Un gel mis au point par des chercheurs britanniques donne des résultats très encourageants pour la cicatrisation des ulcères de jambe et de certaines lésions oculaires et pourrait bien, dans quelque temps, trouver des applications encore plus larges, jusqu'à soigner les bobos du quotidien.

Connie McPherson a souffert pendant trois ans d'ulcères aux jambes si douloureux qu'ils l'empêchaient parfois de dormir. Elle avait tout essayé - chirurgie, antibiotiques, stéroïdes - en vain. Jusqu'à l'an dernier, lorsqu'elle a participé à un essai thérapeutique. Il s'agissait de tester un gel sur des blessures chroniques. En quelques semaines, l'ulcère traité a complètement guéri, raconte cette Américaine de 58 ans. «J'ai essayé tout ce qui était possible et imaginable et c'est la seule chose qui ait fonctionné».

Le gel a été mis au point par l'équipe de David Becker, professeur de biologie cellulaire au University College London (UCL). Baptisé Nexagon, le gel interrompt la communication entre les cellules et bloque ainsi la production d'une protéine qui empêche la cicatrisation - ce qui permet à la peau de se reconstruire plus rapidement.

Le gel n'a pour l'instant été testé que sur une centaine de patients, mais des scientifiques sans lien avec sa mise au point ou sa future commercialisation jugent ses résultats prometteurs.

Dans la plupart des blessures chroniques, on relève un niveau anormal d'une protéine liée à l'inflammation, note David Becker. Son équipe a donc fabriqué un gel à base de fragments d'ADN qui bloquent la production de cette protéine. «Tandis que cette protéine est stoppée, les cellules s'installent pour refermer la blessure», explique le Pr Becker.

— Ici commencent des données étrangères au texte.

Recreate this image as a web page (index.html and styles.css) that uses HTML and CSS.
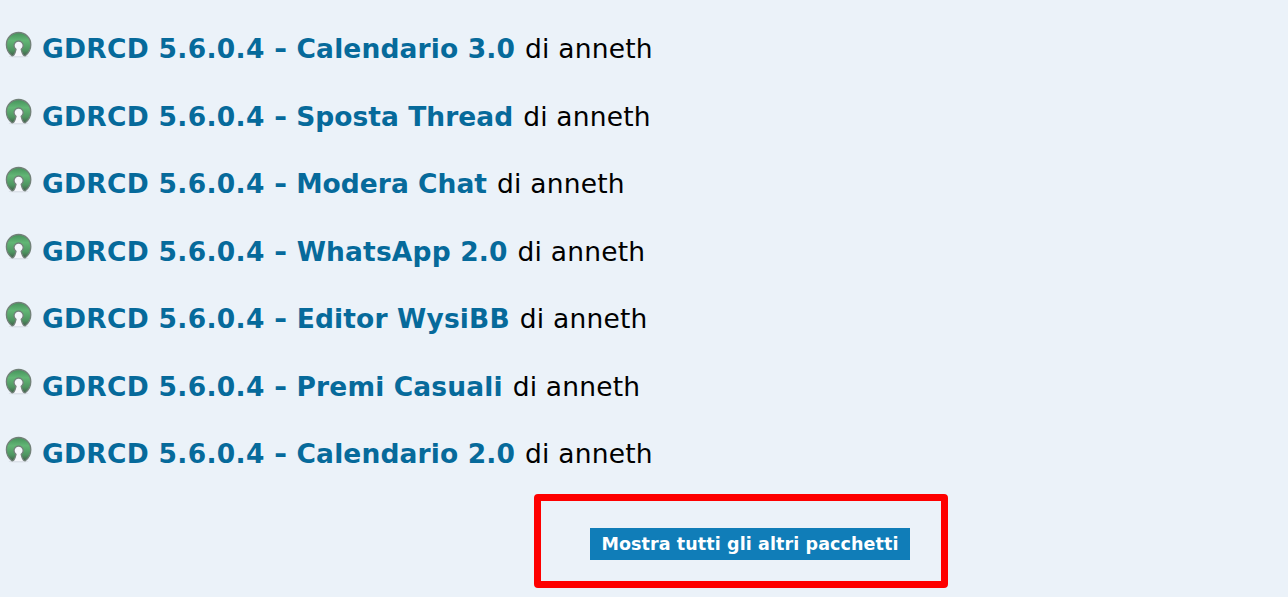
FILE: index.html
```html
<!DOCTYPE html>
<html lang="it">
<head>
<meta charset="utf-8">
<title>Pacchetti</title>
<link rel="stylesheet" href="styles.css">
</head>
<body>
<svg class="defs" width="0" height="0" aria-hidden="true">
  <defs>
    <linearGradient id="green" x1="0" y1="0" x2="0" y2="1">
      <stop offset="0" stop-color="#45915a"/>
      <stop offset=".35" stop-color="#62b675"/>
      <stop offset=".75" stop-color="#4f9661"/>
      <stop offset="1" stop-color="#42604a"/>
    </linearGradient>
    <symbol id="osi" viewBox="0 0 28 28">
      <ellipse cx="14.600" cy="25.400" rx="10" ry="1.200" fill="#dce1e9"/>
      <path d="M10.500 25L12 18 10 14.500l4.600-4 4.600 4L17.200 18l1.500 7z" fill="#f5f6fb"/>
      <path d="M8 24.800C4.500 22 2.400 18.400 2.400 13.700a12.200 12.200 0 0 1 24.400 0C26.800 18.400 24.700 22 21.200 24.800 19.600 25 18 22 17.200 18.400A4.600 4.600 0 1 0 12 18.400C11.200 22 9.600 25 8 24.800z" fill="url(#green)" stroke="#728078" stroke-width="1.300" stroke-linejoin="round"/>
    </symbol>
  </defs>
</svg>
<main class="page">
  <ul class="packages">
    <li class="package"><svg class="icon"><use href="#osi"/></svg><a class="name"><span class="version">GDRCD 5.6.0.4</span> <span class="dash">-</span> Calendario 3.0</a><span class="author">di anneth</span></li>
    <li class="package"><svg class="icon"><use href="#osi"/></svg><a class="name snug"><span class="version">GDRCD 5.6.0.4</span> <span class="dash">-</span> Sposta Thread</a><span class="author">di anneth</span></li>
    <li class="package"><svg class="icon"><use href="#osi"/></svg><a class="name snug"><span class="version">GDRCD 5.6.0.4</span> <span class="dash">-</span> Modera Chat</a><span class="author">di anneth</span></li>
    <li class="package"><svg class="icon"><use href="#osi"/></svg><a class="name wide"><span class="version">GDRCD 5.6.0.4</span> <span class="dash">-</span> WhatsApp 2.0</a><span class="author">di anneth</span></li>
    <li class="package"><svg class="icon"><use href="#osi"/></svg><a class="name wide"><span class="version">GDRCD 5.6.0.4</span> <span class="dash">-</span> Editor WysiBB</a><span class="author">di anneth</span></li>
    <li class="package"><svg class="icon"><use href="#osi"/></svg><a class="name"><span class="version">GDRCD 5.6.0.4</span> <span class="dash">-</span> Premi Casuali</a><span class="author">di anneth</span></li>
    <li class="package"><svg class="icon"><use href="#osi"/></svg><a class="name"><span class="version">GDRCD 5.6.0.4</span> <span class="dash">-</span> Calendario 2.0</a><span class="author">di anneth</span></li>
  </ul>
  <div class="highlight"><a class="more">Mostra tutti gli altri pacchetti</a></div>
</main>
</body>
</html>
```
FILE: styles.css
```css
* { box-sizing: border-box; }
body {
  margin: 0;
  background: #ebf2f9;
  font-family: Verdana, "DejaVu Sans", sans-serif;
  color: #000;
}
.defs { position: absolute; }
.page { height: 597px; overflow: hidden; padding-top: 15px; }
.packages { list-style: none; margin: 0; padding: 0 0 0 4px; }
.package {
  display: flex;
  align-items: center;
  height: 67.5px;
  font-size: 26.5px;
  white-space: nowrap;
}
.icon { width: 28px; height: 28px; margin: 0 10px 8px 0; flex: none; }
.name { color: #066a9b; font-weight: bold; margin-right: 10px; letter-spacing: .13px; }
.snug { letter-spacing: .02px; }
.wide { letter-spacing: .16px; }
.version { letter-spacing: .3px; }
.dash { display: inline-block; transform: scaleX(1.2); margin: 0 1px; }
.author { letter-spacing: .2px; }
.highlight {
  display: flex;
  align-items: center;
  justify-content: center;
  width: 414px;
  height: 94px;
  margin: 6px 0 0 534px;
  padding: 6px 0 0 18px;
  border: 7px solid #fe0000;
  border-radius: 4px;
}
.more {
  width: 320px;
  height: 32px;
  line-height: 32px;
  text-align: center;
  background: #107db8;
  color: #fff;
  font-size: 17.5px;
  letter-spacing: .1px;
  font-weight: bold;
  white-space: nowrap;
}
```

Ce gel transparent, qui a la consistance d'une pâte dentifrice, a été testé sur des ulcères de jambe. Cette étude préliminaire a été conduite par CoDa Therapeutics, la société que M. Becker a créée avec des associés pour mettre au point Nexagon. Au bout de quatre semaines, le nombre de patients dont l'ulcère était complètement guéri était cinq fois plus élevé dans le groupe qui avait reçu le gel que dans le groupe qui ne l'avait pas reçu. D'habitude, un ulcère de la jambe met en moyenne six mois à cicatriser.

«Il semble que le gel a un effet positif sur la restauration de la couche externe» de la peau, observe Phil Stephens, qui dirige le département de réparation tissulaire à l'université de Cardiff et qui n'a aucun lien avec les recherches de David Becker. Cependant, met-il en garde, il ne faudrait pas bloquer totalement l'inflammation. «Il faut que les cellules inflammatoires entrent dans la blessure et la nettoient».

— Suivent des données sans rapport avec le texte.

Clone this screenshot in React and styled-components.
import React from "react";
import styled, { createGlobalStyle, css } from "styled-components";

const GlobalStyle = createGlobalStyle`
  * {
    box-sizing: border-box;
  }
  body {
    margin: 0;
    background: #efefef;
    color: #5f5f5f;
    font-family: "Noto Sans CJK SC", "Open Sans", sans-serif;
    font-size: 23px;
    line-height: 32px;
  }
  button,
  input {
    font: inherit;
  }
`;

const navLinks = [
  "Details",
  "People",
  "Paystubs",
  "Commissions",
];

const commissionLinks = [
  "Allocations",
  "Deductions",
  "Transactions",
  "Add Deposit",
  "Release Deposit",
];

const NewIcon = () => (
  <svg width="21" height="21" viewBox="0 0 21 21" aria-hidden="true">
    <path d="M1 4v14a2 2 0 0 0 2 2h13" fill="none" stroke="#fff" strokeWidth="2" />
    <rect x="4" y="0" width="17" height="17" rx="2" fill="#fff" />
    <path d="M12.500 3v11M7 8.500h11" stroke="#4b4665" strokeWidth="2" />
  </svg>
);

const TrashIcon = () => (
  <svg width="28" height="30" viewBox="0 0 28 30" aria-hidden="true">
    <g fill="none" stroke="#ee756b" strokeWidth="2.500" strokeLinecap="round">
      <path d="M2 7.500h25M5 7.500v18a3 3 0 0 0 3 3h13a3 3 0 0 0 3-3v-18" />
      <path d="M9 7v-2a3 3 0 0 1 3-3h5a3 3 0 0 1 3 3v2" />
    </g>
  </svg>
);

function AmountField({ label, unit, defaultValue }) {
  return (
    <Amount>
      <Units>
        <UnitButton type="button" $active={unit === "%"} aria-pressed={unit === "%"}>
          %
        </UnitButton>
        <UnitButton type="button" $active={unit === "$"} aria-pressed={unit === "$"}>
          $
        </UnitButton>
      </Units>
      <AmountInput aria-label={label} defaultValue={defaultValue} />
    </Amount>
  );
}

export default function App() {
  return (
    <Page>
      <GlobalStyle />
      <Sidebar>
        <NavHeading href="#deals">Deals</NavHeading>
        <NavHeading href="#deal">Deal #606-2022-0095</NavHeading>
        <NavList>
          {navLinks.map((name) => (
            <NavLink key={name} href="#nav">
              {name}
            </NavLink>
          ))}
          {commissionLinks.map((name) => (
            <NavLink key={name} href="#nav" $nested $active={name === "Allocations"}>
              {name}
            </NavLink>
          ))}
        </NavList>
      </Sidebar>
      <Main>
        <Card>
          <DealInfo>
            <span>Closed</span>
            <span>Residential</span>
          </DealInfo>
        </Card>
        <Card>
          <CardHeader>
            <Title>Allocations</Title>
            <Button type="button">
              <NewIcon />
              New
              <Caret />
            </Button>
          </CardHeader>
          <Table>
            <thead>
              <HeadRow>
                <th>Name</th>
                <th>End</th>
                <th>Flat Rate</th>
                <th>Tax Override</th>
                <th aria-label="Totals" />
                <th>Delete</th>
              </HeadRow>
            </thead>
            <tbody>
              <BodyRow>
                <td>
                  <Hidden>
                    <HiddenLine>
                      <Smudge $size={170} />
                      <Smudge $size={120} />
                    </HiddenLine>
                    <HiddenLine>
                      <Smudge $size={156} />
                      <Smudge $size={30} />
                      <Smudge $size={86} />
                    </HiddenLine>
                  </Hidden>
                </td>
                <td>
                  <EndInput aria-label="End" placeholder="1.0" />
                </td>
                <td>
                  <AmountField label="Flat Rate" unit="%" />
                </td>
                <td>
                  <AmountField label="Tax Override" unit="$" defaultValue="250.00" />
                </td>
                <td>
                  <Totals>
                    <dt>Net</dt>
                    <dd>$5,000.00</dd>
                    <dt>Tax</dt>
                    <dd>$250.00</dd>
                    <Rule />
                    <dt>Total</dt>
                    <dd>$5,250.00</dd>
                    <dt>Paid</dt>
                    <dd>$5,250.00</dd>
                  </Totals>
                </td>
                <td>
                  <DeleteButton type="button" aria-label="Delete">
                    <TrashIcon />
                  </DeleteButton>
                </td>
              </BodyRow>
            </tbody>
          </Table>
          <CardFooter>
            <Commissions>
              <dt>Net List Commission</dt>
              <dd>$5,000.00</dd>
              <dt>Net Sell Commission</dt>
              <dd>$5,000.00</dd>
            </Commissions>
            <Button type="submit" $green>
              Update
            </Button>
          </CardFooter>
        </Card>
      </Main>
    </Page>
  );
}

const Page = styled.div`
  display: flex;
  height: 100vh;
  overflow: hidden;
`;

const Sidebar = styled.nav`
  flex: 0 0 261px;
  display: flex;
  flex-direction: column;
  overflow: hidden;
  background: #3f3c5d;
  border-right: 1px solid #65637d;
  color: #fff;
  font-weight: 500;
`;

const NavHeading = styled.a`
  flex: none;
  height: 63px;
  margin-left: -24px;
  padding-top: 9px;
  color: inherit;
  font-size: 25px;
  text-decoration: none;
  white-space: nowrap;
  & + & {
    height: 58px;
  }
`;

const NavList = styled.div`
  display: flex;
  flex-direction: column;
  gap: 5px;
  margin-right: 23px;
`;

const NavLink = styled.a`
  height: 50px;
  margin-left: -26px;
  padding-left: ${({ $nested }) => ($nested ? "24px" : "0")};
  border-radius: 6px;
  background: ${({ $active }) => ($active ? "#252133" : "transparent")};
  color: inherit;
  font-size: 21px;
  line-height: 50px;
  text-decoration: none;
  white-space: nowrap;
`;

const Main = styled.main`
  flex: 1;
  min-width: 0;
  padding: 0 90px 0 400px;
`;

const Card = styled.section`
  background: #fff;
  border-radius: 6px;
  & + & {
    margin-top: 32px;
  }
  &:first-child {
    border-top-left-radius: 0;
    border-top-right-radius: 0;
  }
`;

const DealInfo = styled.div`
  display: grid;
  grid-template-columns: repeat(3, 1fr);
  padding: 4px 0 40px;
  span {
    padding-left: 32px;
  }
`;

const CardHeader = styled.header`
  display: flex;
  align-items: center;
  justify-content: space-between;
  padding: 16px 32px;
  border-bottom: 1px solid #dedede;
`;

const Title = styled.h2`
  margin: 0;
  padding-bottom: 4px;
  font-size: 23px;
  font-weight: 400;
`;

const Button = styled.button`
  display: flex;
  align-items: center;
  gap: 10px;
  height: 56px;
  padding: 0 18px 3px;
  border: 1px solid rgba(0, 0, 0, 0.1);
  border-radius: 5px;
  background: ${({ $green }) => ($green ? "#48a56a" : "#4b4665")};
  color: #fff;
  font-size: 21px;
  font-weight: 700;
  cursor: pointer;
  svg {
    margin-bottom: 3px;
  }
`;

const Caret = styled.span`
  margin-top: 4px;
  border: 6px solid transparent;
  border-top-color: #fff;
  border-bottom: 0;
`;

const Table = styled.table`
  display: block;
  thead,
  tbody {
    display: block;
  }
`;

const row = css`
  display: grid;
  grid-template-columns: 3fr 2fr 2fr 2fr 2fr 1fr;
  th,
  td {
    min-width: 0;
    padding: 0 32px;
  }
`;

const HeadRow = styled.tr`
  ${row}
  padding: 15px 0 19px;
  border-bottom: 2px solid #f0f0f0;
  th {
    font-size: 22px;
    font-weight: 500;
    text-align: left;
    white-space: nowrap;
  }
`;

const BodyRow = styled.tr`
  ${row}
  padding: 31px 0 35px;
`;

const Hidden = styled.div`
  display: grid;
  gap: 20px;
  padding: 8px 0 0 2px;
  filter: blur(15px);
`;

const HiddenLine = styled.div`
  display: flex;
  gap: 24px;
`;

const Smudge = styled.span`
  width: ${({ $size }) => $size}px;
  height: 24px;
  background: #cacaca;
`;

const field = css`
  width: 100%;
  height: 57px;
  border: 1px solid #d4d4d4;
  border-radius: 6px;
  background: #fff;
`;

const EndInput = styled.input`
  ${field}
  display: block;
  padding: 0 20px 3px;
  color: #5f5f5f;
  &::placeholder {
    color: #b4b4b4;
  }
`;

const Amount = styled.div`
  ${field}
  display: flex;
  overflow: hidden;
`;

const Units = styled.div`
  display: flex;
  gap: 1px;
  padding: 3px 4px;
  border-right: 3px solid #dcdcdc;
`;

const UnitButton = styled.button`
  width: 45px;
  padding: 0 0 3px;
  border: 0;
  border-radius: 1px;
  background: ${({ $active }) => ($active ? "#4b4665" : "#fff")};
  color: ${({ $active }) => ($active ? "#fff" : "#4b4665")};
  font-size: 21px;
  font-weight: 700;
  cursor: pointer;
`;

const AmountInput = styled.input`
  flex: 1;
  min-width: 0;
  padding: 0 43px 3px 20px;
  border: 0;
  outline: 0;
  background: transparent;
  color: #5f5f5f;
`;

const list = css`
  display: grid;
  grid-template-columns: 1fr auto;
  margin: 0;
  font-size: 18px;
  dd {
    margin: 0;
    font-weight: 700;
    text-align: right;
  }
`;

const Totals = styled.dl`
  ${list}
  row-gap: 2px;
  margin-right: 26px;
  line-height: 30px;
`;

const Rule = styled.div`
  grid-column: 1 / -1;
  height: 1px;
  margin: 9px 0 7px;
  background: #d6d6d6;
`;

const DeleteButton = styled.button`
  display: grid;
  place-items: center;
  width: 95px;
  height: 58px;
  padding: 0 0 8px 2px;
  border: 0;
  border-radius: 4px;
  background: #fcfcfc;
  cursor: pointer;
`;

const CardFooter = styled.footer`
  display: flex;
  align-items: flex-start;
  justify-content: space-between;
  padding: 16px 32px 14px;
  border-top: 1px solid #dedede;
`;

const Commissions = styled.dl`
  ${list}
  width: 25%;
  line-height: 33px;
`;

Le gel a aussi été utilisé sur une poignée de personnes qui souffraient de graves brûlures chimiques aux yeux. Dans six cas, la couche externe de l'oeil et les vaisseaux qu'elle contenait se sont reformés, sauvant ainsi la vue des patients. Aux Etats-Unis, la Food and Drug Administration (FDA, chargée d'homologuer les médicaments) a donné son aval à l'utilisation du Nexagon dans le traitement des blessures graves de l'oeil.

«Ce gel a le potentiel de faire beaucoup de bien», considère le Dr Thomas Serena, directeur des Centres Penn North pour le traitement avancé des blessures.

Une autre étude est prévue qui devrait permettre de déterminer le meilleur dosage pour le Nexagon et surtout déceler les effets secondaires.

D'autres gels sont déjà sur le marché mais ne peuvent pas être utilisés sur tous les patients. Des traitements alternatifs existent pour accélérer la cicatrisation, qui vont des asticots à la bio-ingénierie cutanée, où une protéine régule croissance et division cellulaires.